I’m sat down, having just put Jenson down to sleep, and am reflecting on the intermittent funk that I was in yesterday. I had moments of joy – seeing a friend, going to a yoga class, time in a cafe by myself, time laughing about what Jenson was getting up to – but kept on falling back into a bit of a mood. An itchy, scratchy feeling that things weren’t quite right.

And, having reflected on it, I think I know why this was…because I haven’t let go of my old life.

I keep on thinking  about how I’d love to be able to sleep in until noon, spend all day marathoning films, go out to eat in the evening with friends, read a book in the bath for hours and hours…and on the list goes of what I’d love to do for just one day.

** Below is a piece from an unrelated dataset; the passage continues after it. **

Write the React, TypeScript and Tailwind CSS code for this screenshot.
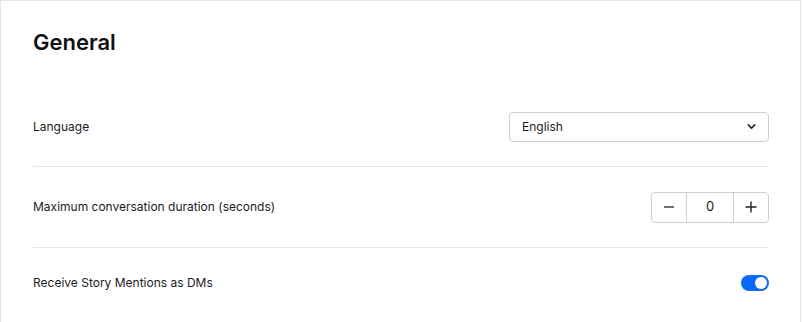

And while I would never wish to be without my gorgeous little one, who is one of the very the best things in my whole world, I’ve been keeping hold of what was and is no longer.

I don’t think this has been a problem up until now because prior to this stage Jenson was amiable and willing to tag along doing whatever I wanted to do. But with his new found crawling and his little personality coming through (he’s got my stubbornness!), he’s no longer content to be my little shadow. He wants to be centre stage.

But despite this, I’ve been trying to keep my life as it was. Going out to cafes where there’s nothing much for him to play with, wanting time to chat when I need to be occupying Jenson, wanting to come first when, for now at least, that’s not how things are.

In sharing this with you, it’s helping me to let go of what once was in order to appreciate and enjoy the beauty of what is. And there’s so much to appreciate – my healthy, radiant, cheeky little boy, my family of three who I love spending time with, the possibility of doing other stuff – autumnal walks, craft activities, coffees in soft play centres, dancing around the kitchen, dressing Jenson up in ridiculous outfits, trips to the swimming pool.

And I know that things will get easier. Jenson will become more independent and will need me less which will bring with it the possibility of hours to read by myself, trips out with friends, trips to the cinema, time to cook up a storm in the kitchen. But I’m sure that, when that day comes, I’ll also feel in a funk and will mourn the days when my little boy needed me so desperately.

So I’ll try to appreciate what I have, for I have so much to be grateful for.